JOB: Copy the lines below as they are; omit the images they contain.

++++ DATASET CONTENT

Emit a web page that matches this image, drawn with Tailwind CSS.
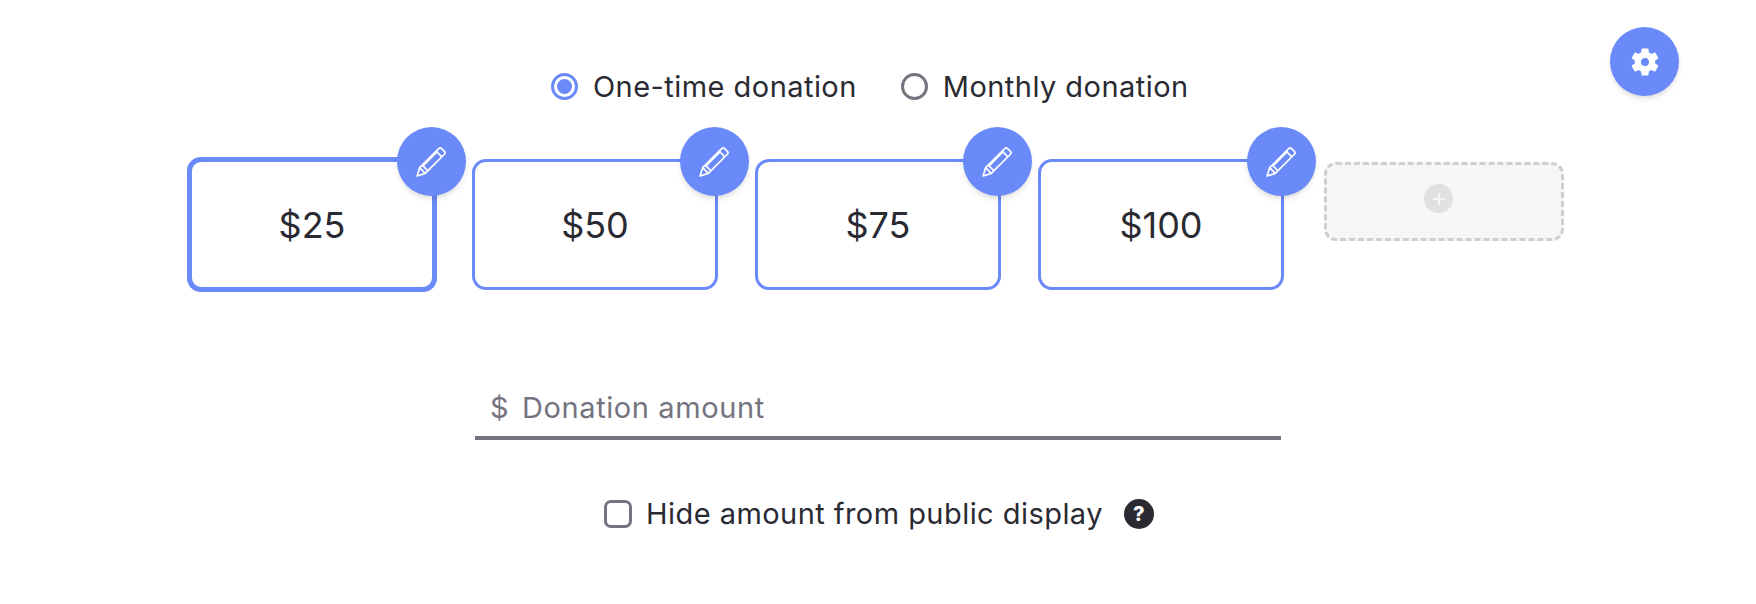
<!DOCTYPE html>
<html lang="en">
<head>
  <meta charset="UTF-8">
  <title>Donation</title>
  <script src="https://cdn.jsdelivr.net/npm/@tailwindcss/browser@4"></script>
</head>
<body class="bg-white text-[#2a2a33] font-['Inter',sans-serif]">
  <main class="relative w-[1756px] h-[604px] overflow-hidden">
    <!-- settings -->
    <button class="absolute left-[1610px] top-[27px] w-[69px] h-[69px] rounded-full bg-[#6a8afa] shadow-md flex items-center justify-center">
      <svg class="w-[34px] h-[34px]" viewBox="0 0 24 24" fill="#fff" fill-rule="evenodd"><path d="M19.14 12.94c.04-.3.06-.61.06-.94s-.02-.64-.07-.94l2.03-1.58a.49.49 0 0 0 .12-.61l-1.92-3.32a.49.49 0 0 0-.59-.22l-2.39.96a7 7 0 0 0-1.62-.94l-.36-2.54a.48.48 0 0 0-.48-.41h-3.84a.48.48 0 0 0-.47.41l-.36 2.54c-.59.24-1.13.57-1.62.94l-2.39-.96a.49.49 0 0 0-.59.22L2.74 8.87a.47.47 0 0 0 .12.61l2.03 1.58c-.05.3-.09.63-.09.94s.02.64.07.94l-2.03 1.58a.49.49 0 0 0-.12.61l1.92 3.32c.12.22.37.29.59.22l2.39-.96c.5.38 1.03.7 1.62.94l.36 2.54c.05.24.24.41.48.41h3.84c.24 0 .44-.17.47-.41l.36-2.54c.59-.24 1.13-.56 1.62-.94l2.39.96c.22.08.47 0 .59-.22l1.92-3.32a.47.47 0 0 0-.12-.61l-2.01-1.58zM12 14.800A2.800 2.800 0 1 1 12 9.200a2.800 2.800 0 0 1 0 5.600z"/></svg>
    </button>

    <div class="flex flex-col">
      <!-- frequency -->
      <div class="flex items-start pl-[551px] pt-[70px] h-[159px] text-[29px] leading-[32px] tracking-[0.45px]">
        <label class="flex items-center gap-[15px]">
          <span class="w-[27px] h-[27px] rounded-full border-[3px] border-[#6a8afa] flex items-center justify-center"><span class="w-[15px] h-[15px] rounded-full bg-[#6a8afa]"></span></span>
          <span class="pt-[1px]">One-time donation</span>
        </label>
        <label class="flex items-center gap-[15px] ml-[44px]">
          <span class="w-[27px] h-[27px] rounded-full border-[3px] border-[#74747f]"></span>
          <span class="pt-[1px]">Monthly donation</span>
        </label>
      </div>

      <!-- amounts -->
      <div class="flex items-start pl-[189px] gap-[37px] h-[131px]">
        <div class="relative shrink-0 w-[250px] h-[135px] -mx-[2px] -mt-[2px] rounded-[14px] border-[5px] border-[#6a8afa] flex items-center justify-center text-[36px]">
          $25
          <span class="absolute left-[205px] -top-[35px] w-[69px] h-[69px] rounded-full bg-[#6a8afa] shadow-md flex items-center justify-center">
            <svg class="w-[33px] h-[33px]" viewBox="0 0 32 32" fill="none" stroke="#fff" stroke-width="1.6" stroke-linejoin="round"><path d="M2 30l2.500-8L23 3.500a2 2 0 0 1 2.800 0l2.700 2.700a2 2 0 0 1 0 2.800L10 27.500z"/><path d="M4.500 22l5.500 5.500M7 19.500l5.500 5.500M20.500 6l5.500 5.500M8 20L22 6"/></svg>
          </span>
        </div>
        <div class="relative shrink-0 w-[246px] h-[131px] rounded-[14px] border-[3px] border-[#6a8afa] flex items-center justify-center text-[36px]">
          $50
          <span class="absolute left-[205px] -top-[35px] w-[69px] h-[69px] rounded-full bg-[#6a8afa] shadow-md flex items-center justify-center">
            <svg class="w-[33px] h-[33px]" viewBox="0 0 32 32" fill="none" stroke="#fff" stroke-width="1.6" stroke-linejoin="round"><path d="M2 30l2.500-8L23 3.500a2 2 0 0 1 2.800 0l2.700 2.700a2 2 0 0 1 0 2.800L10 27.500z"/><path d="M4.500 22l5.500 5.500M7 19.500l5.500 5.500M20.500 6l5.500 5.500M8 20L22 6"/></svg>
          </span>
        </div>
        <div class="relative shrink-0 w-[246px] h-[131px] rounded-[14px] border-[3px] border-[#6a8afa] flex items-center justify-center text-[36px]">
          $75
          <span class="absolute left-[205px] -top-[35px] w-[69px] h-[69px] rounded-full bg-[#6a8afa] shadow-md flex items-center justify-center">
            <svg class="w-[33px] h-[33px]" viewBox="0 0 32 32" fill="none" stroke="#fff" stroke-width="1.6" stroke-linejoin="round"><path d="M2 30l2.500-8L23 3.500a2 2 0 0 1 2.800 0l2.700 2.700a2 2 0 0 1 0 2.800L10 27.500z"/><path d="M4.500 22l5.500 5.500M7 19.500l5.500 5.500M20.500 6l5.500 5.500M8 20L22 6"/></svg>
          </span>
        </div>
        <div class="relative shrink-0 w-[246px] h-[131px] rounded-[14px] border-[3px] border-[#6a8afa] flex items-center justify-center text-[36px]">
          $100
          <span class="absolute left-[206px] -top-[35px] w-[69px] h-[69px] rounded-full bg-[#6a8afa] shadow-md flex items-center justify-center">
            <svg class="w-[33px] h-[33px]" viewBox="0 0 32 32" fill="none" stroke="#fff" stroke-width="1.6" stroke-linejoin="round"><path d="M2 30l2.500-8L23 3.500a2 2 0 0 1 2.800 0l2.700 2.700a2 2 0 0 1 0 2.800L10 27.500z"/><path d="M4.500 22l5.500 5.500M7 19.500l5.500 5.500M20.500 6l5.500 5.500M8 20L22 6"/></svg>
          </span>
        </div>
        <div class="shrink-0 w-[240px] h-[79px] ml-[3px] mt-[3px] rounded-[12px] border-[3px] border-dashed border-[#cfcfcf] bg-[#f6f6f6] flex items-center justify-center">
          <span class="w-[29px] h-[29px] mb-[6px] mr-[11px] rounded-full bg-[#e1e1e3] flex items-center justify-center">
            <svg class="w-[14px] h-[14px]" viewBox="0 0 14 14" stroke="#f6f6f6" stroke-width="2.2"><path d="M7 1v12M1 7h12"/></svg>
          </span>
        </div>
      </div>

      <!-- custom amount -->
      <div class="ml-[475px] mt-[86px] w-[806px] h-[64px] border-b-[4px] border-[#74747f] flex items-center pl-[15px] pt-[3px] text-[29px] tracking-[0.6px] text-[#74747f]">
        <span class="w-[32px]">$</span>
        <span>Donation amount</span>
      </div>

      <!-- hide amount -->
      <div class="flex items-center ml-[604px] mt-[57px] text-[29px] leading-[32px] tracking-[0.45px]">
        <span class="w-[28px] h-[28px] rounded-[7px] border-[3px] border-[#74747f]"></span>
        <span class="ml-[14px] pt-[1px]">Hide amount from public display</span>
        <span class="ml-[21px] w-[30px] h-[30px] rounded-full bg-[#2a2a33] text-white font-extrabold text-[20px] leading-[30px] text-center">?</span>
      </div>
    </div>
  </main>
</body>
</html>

++++++++

WRITTEN ANSWER:
Emit a web page that matches this image, drawn with Tailwind CSS.
<!DOCTYPE html>
<html lang="en">
<head>
  <meta charset="UTF-8">
  <title>Donation</title>
  <script src="https://cdn.jsdelivr.net/npm/@tailwindcss/browser@4"></script>
</head>
<body class="bg-white text-[#2a2a33] font-['Inter',sans-serif]">
  <main class="relative w-[1756px] h-[604px] overflow-hidden">
    <!-- settings -->
    <button class="absolute left-[1610px] top-[27px] w-[69px] h-[69px] rounded-full bg-[#6a8afa] shadow-md flex items-center justify-center">
      <svg class="w-[34px] h-[34px]" viewBox="0 0 24 24" fill="#fff" fill-rule="evenodd"><path d="M19.14 12.94c.04-.3.06-.61.06-.94s-.02-.64-.07-.94l2.03-1.58a.49.49 0 0 0 .12-.61l-1.92-3.32a.49.49 0 0 0-.59-.22l-2.39.96a7 7 0 0 0-1.62-.94l-.36-2.54a.48.48 0 0 0-.48-.41h-3.84a.48.48 0 0 0-.47.41l-.36 2.54c-.59.24-1.13.57-1.62.94l-2.39-.96a.49.49 0 0 0-.59.22L2.74 8.87a.47.47 0 0 0 .12.61l2.03 1.58c-.05.3-.09.63-.09.94s.02.64.07.94l-2.03 1.58a.49.49 0 0 0-.12.61l1.92 3.32c.12.22.37.29.59.22l2.39-.96c.5.38 1.03.7 1.62.94l.36 2.54c.05.24.24.41.48.41h3.84c.24 0 .44-.17.47-.41l.36-2.54c.59-.24 1.13-.56 1.62-.94l2.39.96c.22.08.47 0 .59-.22l1.92-3.32a.47.47 0 0 0-.12-.61l-2.01-1.58zM12 14.800A2.800 2.800 0 1 1 12 9.200a2.800 2.800 0 0 1 0 5.600z"/></svg>
    </button>

    <div class="flex flex-col">
      <!-- frequency -->
      <div class="flex items-start pl-[551px] pt-[70px] h-[159px] text-[29px] leading-[32px] tracking-[0.45px]">
        <label class="flex items-center gap-[15px]">
          <span class="w-[27px] h-[27px] rounded-full border-[3px] border-[#6a8afa] flex items-center justify-center"><span class="w-[15px] h-[15px] rounded-full bg-[#6a8afa]"></span></span>
          <span class="pt-[1px]">One-time donation</span>
        </label>
        <label class="flex items-center gap-[15px] ml-[44px]">
          <span class="w-[27px] h-[27px] rounded-full border-[3px] border-[#74747f]"></span>
          <span class="pt-[1px]">Monthly donation</span>
        </label>
      </div>

      <!-- amounts -->
      <div class="flex items-start pl-[189px] gap-[37px] h-[131px]">
        <div class="relative shrink-0 w-[250px] h-[135px] -mx-[2px] -mt-[2px] rounded-[14px] border-[5px] border-[#6a8afa] flex items-center justify-center text-[36px]">
          $25
          <span class="absolute left-[205px] -top-[35px] w-[69px] h-[69px] rounded-full bg-[#6a8afa] shadow-md flex items-center justify-center">
            <svg class="w-[33px] h-[33px]" viewBox="0 0 32 32" fill="none" stroke="#fff" stroke-width="1.6" stroke-linejoin="round"><path d="M2 30l2.500-8L23 3.500a2 2 0 0 1 2.800 0l2.700 2.700a2 2 0 0 1 0 2.800L10 27.500z"/><path d="M4.500 22l5.500 5.500M7 19.500l5.500 5.500M20.500 6l5.500 5.500M8 20L22 6"/></svg>
          </span>
        </div>
        <div class="relative shrink-0 w-[246px] h-[131px] rounded-[14px] border-[3px] border-[#6a8afa] flex items-center justify-center text-[36px]">
          $50
          <span class="absolute left-[205px] -top-[35px] w-[69px] h-[69px] rounded-full bg-[#6a8afa] shadow-md flex items-center justify-center">
            <svg class="w-[33px] h-[33px]" viewBox="0 0 32 32" fill="none" stroke="#fff" stroke-width="1.6" stroke-linejoin="round"><path d="M2 30l2.500-8L23 3.500a2 2 0 0 1 2.800 0l2.700 2.700a2 2 0 0 1 0 2.800L10 27.500z"/><path d="M4.500 22l5.500 5.500M7 19.500l5.500 5.500M20.500 6l5.500 5.500M8 20L22 6"/></svg>
          </span>
        </div>
        <div class="relative shrink-0 w-[246px] h-[131px] rounded-[14px] border-[3px] border-[#6a8afa] flex items-center justify-center text-[36px]">
          $75
          <span class="absolute left-[205px] -top-[35px] w-[69px] h-[69px] rounded-full bg-[#6a8afa] shadow-md flex items-center justify-center">
            <svg class="w-[33px] h-[33px]" viewBox="0 0 32 32" fill="none" stroke="#fff" stroke-width="1.6" stroke-linejoin="round"><path d="M2 30l2.500-8L23 3.500a2 2 0 0 1 2.800 0l2.700 2.700a2 2 0 0 1 0 2.800L10 27.500z"/><path d="M4.500 22l5.500 5.500M7 19.500l5.500 5.500M20.500 6l5.500 5.500M8 20L22 6"/></svg>
          </span>
        </div>
        <div class="relative shrink-0 w-[246px] h-[131px] rounded-[14px] border-[3px] border-[#6a8afa] flex items-center justify-center text-[36px]">
          $100
          <span class="absolute left-[206px] -top-[35px] w-[69px] h-[69px] rounded-full bg-[#6a8afa] shadow-md flex items-center justify-center">
            <svg class="w-[33px] h-[33px]" viewBox="0 0 32 32" fill="none" stroke="#fff" stroke-width="1.6" stroke-linejoin="round"><path d="M2 30l2.500-8L23 3.500a2 2 0 0 1 2.800 0l2.700 2.700a2 2 0 0 1 0 2.800L10 27.500z"/><path d="M4.500 22l5.500 5.500M7 19.500l5.500 5.500M20.500 6l5.500 5.500M8 20L22 6"/></svg>
          </span>
        </div>
        <div class="shrink-0 w-[240px] h-[79px] ml-[3px] mt-[3px] rounded-[12px] border-[3px] border-dashed border-[#cfcfcf] bg-[#f6f6f6] flex items-center justify-center">
          <span class="w-[29px] h-[29px] mb-[6px] mr-[11px] rounded-full bg-[#e1e1e3] flex items-center justify-center">
            <svg class="w-[14px] h-[14px]" viewBox="0 0 14 14" stroke="#f6f6f6" stroke-width="2.2"><path d="M7 1v12M1 7h12"/></svg>
          </span>
        </div>
      </div>

      <!-- custom amount -->
      <div class="ml-[475px] mt-[86px] w-[806px] h-[64px] border-b-[4px] border-[#74747f] flex items-center pl-[15px] pt-[3px] text-[29px] tracking-[0.6px] text-[#74747f]">
        <span class="w-[32px]">$</span>
        <span>Donation amount</span>
      </div>

      <!-- hide amount -->
      <div class="flex items-center ml-[604px] mt-[57px] text-[29px] leading-[32px] tracking-[0.45px]">
        <span class="w-[28px] h-[28px] rounded-[7px] border-[3px] border-[#74747f]"></span>
        <span class="ml-[14px] pt-[1px]">Hide amount from public display</span>
        <span class="ml-[21px] w-[30px] h-[30px] rounded-full bg-[#2a2a33] text-white font-extrabold text-[20px] leading-[30px] text-center">?</span>
      </div>
    </div>
  </main>
</body>
</html>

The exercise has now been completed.